A scene from the now-deleted Conservative advert featuring a panicked crowd in New York — not London (Supplied)

First, the overall crime rates. According to the latest Crime Survey for England and Wales, Londoners should actually feel safer than everyone else in the country. In the year to September 2023, 14.9 people per 100 experienced a crime in the capital, compared to 15.7 per cent nationally. London has one of the lowest rates of anti-social behaviour.

According to a newspaper analysis of the crime survey, London’s murder rate first rose and then fell under Khan. It reached a peak in 2019, but is now lower than it was in 2015, Johnson’s last year as mayor. It is also at a lower rate, by population, than other areas of the country, such as South Yorkshire, and far lower than in many American cities, including New York.
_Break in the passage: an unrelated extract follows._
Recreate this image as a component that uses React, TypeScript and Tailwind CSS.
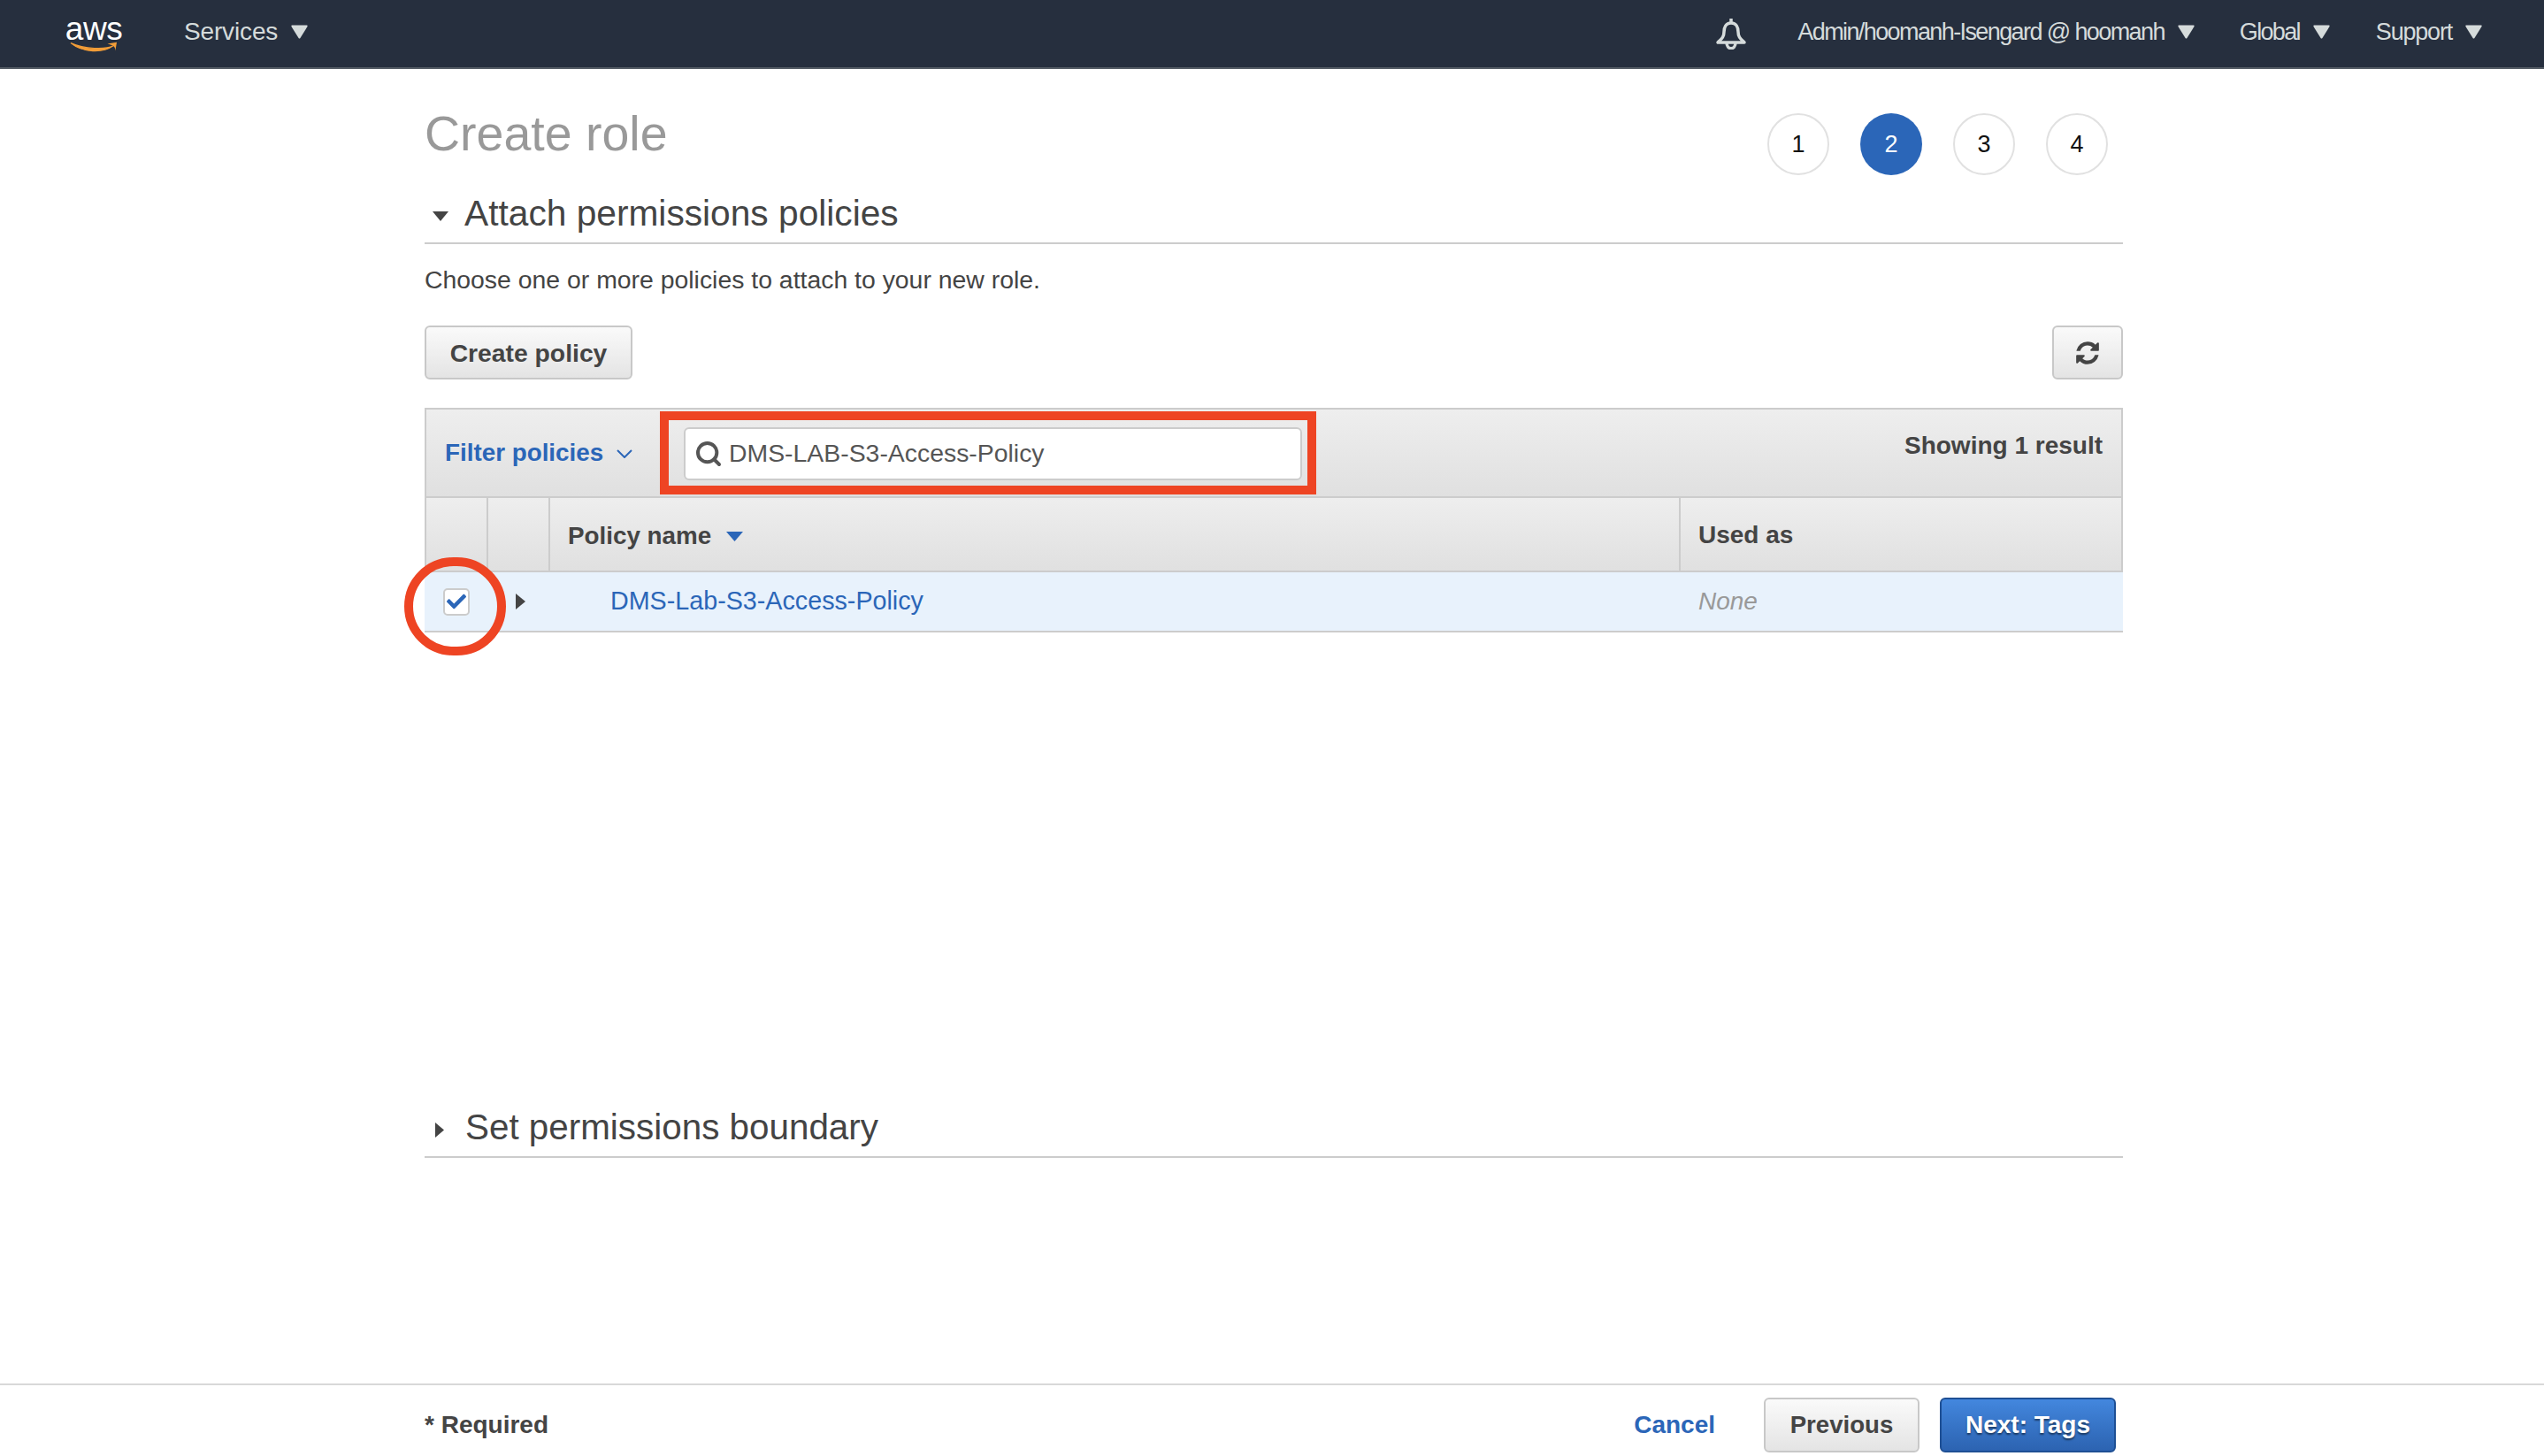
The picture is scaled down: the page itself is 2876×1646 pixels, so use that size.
import { FaCheck } from "react-icons/fa";
import { Search } from "lucide-react";

const Tri = ({ className }: { className: string }) => (
  <svg viewBox="0 0 20 16" preserveAspectRatio="none" className={className}>
    <path d="M1 0.5 H19 Q20 0.5 19.5 2 L11 15 Q10 16 9 15 L0.5 2 Q0 0.5 1 0.5 Z" fill="currentColor" />
  </svg>
);

const Down = ({ className }: { className: string }) => (
  <svg viewBox="0 0 20 12" preserveAspectRatio="none" className={className}>
    <path d="M0 0 H20 L10 12 Z" fill="currentColor" />
  </svg>
);

const Right = ({ className }: { className: string }) => (
  <svg viewBox="0 0 10 18" preserveAspectRatio="none" className={className}>
    <path d="M0 0 L10 9 L0 18 Z" fill="currentColor" />
  </svg>
);

const RefreshIcon = () => (
  <svg viewBox="0 0 1792 1792" className="w-[30px] h-[30px] text-[#444]">
    <path
      fill="currentColor"
      d="M1639 1056q0 5-1 7-64 268-268 434.5t-478 166.5q-146 0-282.5-55t-243.5-157l-129 129q-19 19-45 19t-45-19-19-45v-448q0-26 19-45t45-19h448q26 0 45 19t19 45-19 45l-137 137q71 66 161 102t187 36q134 0 250-65t186-179q11-17 53-117 8-23 30-23h192q13 0 22.5 9.5t9.5 22.5zm25-800v448q0 26-19 45t-45 19h-448q-26 0-45-19t-19-45 19-45l138-138q-148-137-349-137-134 0-250 65t-186 179q-11 17-53 117-8 23-30 23h-199q-13 0-22.5-9.5t-9.5-22.5v-7q65-268 270-434.5t480-166.5q146 0 284 55.5t245 156.5l130-129q19-19 45-19t45 19 19 45z"
    />
  </svg>
);

const NavItem = ({ label, className, textClass }: { label: string; className: string; textClass: string }) => (
  <div className={`flex items-center gap-[15px] ${className}`}>
    <span className={`text-[#d5dbdb] leading-none ${textClass}`}>{label}</span>
    <Tri className="w-[19px] h-[16px] text-[#d5dbdb]" />
  </div>
);

const Steps = () => (
  <div className="flex gap-[35px] mr-[17px]">
    {[1, 2, 3, 4].map((n) => (
      <div
        key={n}
        className={
          n === 2
            ? "w-[70px] h-[70px] rounded-full bg-[#2b66b8] text-white flex items-center justify-center text-[27px]"
            : "w-[70px] h-[70px] rounded-full border-2 border-[#e1e1e1] text-[#111] flex items-center justify-center text-[27px]"
        }
      >
        {n}
      </div>
    ))}
  </div>
);

const btn = "h-[61px] rounded-[6px] border-2 border-[#c8c8c8] bg-gradient-to-b from-[#fafafa] to-[#e4e4e4] text-[#444] font-bold flex items-center justify-center";

export default function App() {
  return (
    <div className="h-[1646px] w-[2876px] overflow-hidden bg-white flex flex-col font-['Liberation_Sans',Arial,sans-serif] text-[#444]">
      <header className="h-[78px] shrink-0 bg-[#262f3e] border-b-2 border-[#545b64] flex items-center">
        <div className="w-[73px]" />
        <div className="w-[66px] h-[44px] flex flex-col items-center">
          <span className="text-[37px] leading-[34px] tracking-[-0.5px] text-white">aws</span>
          <svg viewBox="0 0 66 16" className="w-[66px] h-[16px] -mt-[3px]">
            <path d="M1 2 C18 16 46 16 60 6 C50 11 20 11 1 2 Z" fill="#f29d38" stroke="#f29d38" strokeWidth="1.5" />
            <path d="M52 3 L65 1 L63 13 C63 8 62 5 52 3 Z" fill="#f29d38" />
          </svg>
        </div>
        <NavItem label="Services" className="ml-[69px] -mt-[4px]" textClass="text-[28px] tracking-[-0.15px]" />
        <div className="flex-1" />
        <svg viewBox="0 0 36 36" className="w-[36px] h-[36px] text-[#d5dbdb] -mt-[1px]" fill="none" stroke="currentColor" strokeWidth="3.5">
          <path d="M18 1 V6 M18 6 C12 6 10 11 10 16 C10 22 7 24 3 28 H33 C29 24 26 22 26 16 C26 11 24 6 18 6 Z" strokeLinejoin="round" />
          <path d="M13 28 C13 37 23 37 23 28" />
        </svg>
        <NavItem label="Admin/hoomanh-Isengard @ hoomanh" className="ml-[57px] -mt-[4px]" textClass="text-[27px] tracking-[-1.6px]" />
        <NavItem label="Global" className="ml-[51px] -mt-[4px]" textClass="text-[27px] tracking-[-1.67px]" />
        <NavItem label="Support" className="ml-[52px] mr-[70px] -mt-[4px]" textClass="text-[27px] tracking-[-1.2px]" />
      </header>

      <main className="flex-1 w-[1920px] ml-[480px]">
        <div className="flex justify-between pt-[50px] h-[120px]">
          <h1 className="text-[55.5px] leading-[54px] text-[#999] font-normal -mt-[4px]">Create role</h1>
          <Steps />
        </div>
        <div className="h-[78px] border-b-2 border-[#ccc] flex items-center pt-[11px]">
          <Down className="w-[18px] h-[11px] ml-[9px] mr-[18px] mt-[6px] text-[#444]" />
          <h2 className="text-[40.7px] leading-none font-normal">Attach permissions policies</h2>
        </div>
        <p className="text-[28.4px] leading-none mt-[26px] text-[#444]">Choose one or more policies to attach to your new role.</p>
        <div className="flex justify-between mt-[38px]">
          <button className={`${btn} w-[235px] text-[28.3px] pt-[1px]`}>Create policy</button>
          <button className={`${btn} w-[80px]`}>
            <RefreshIcon />
          </button>
        </div>

        <div className="relative mt-[32px]">
          <div className="h-[102px] border-2 border-[#ccc] bg-gradient-to-b from-[#eeeeee] to-[#e0e0e0] flex relative">
            <div className="flex items-center gap-[15px] pl-[21px] h-[96px]">
              <span className="text-[27.8px] font-bold text-[#2b66b8]">Filter policies</span>
              <svg viewBox="0 0 18 10" className="w-[18px] h-[10px] mt-[4px] text-[#2b66b8]" fill="none" stroke="currentColor" strokeWidth="2">
                <path d="M1 1 L9 9 L17 1" />
              </svg>
            </div>
            <div className="absolute left-[291px] top-[20px] w-[699px] h-[60px] rounded-[6px] border-2 border-[#ccc] bg-white flex items-center pl-[10px] gap-[7px]">
              <Search className="w-[32px] h-[32px] text-[#555]" strokeWidth={3} />
              <span className="text-[28.4px] text-[#555] leading-none -mt-[2px]">DMS-LAB-S3-Access-Policy</span>
            </div>
            <div className="absolute left-[264px] top-[2px] w-[742px] h-[94px] border-[10px] border-[#ee4423]" />
            <div className="ml-auto pr-[21px] pt-[27px] text-[28px] font-bold leading-none">Showing 1 result</div>
          </div>
          <div className="grid grid-cols-[70px_70px_1278px_1fr] h-[84px] bg-gradient-to-b from-[#eeeeee] to-[#e0e0e0] border-x-2 border-b-2 border-[#ccc]">
            <div className="border-r-2 border-[#ccc]" />
            <div className="border-r-2 border-[#ccc]" />
            <div className="border-r-2 border-[#ccc] flex items-center pl-[20px] gap-[17px] pt-[2px]">
              <span className="text-[27.8px] font-bold">Policy name</span>
              <Down className="w-[19px] h-[11px] text-[#2b66b8] mt-[3px]" />
            </div>
            <div className="flex items-center pl-[20px] text-[28px] font-bold pt-[2px]">Used as</div>
          </div>
          <div className="grid grid-cols-[71px_70px_1278px_1fr] h-[68px] bg-[#e8f2fc] border-b-2 border-[#ccc] relative">
            <div className="flex items-center justify-center">
              <div className="w-[30px] h-[31px] rounded-[5px] border-2 border-[#ccc] bg-white flex items-center justify-center">
                <FaCheck className="w-[24px] h-[22px] text-[#2b66b8]" />
              </div>
            </div>
            <div className="flex items-center pl-[32px]">
              <Right className="w-[11px] h-[18px] text-[#444]" />
            </div>
            <div className="flex items-center pl-[69px] pb-[2px] text-[28.7px] text-[#2b66b8]">DMS-Lab-S3-Access-Policy</div>
            <div className="flex items-center pl-[21px] text-[28px] italic text-[#999]">None</div>
          </div>
          <div className="absolute -left-[23px] top-[169px] w-[115px] h-[111px] rounded-full border-[10px] border-[#ee4423]" />
        </div>

        <div className="h-[78px] mt-[516px] border-b-2 border-[#ccc] flex items-center pt-[10px]">
          <Right className="w-[10px] h-[17px] ml-[12px] mr-[24px] mt-[6px] text-[#444]" />
          <h2 className="text-[40.4px] leading-none font-normal">Set permissions boundary</h2>
        </div>
      </main>

      <footer className="h-[82px] shrink-0 border-t-2 border-[#d8d8d8] flex items-center pl-[480px] pr-[484px] pt-[10px]">
        <span className="text-[28px] font-bold">* Required</span>
        <div className="flex-1" />
        <span className="text-[28px] font-bold text-[#2b66b8] mr-[55px]">Cancel</span>
        <button className={`${btn} w-[176px] h-[62px] text-[27.6px]`}>Previous</button>
        <button className="ml-[23px] w-[199px] h-[62px] rounded-[6px] border-2 border-[#1e4f94] bg-gradient-to-b from-[#4387de] to-[#2c63b1] text-white text-[28px] font-bold [text-shadow:0_2px_2px_rgba(0,0,0,0.5)]">
          Next: Tags
        </button>
      </footer>
    </div>
  );
}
When it comes to knife crime, the capital is worse than many areas in England, but not the worst — hospital admissions for stabbings are not as high as in the West Midlands, for example. Knife crime is a problem: it surged by 20 per cent from 2022 to 2023 in London, but is now eight per cent lower than before the pandemic.

A more nuanced picture, then, than the Conservatives are painting. Of course, if you actually want to get to grips with a crime problem, scare stories do not help; it is only with accurate record-keeping that you can work out which measures work and which do not. The Mayor blames Government cuts to youth services and the Metropolitan Police; the Government blames the Mayor. But perhaps it is the adversarial relationship between the two that has caused some of the problem. Mayors need to co-operate with Westminster: unlike his predecessors, Khan has served his entire mayoral term so far with the opposition in government.

And there’s another reason not to run fact-free adverts in a mayoral campaign: you are talking to locals. Unlike the rest of the country — and those across the Atlantic — Londoners can simply go outside and see that the claims are not true.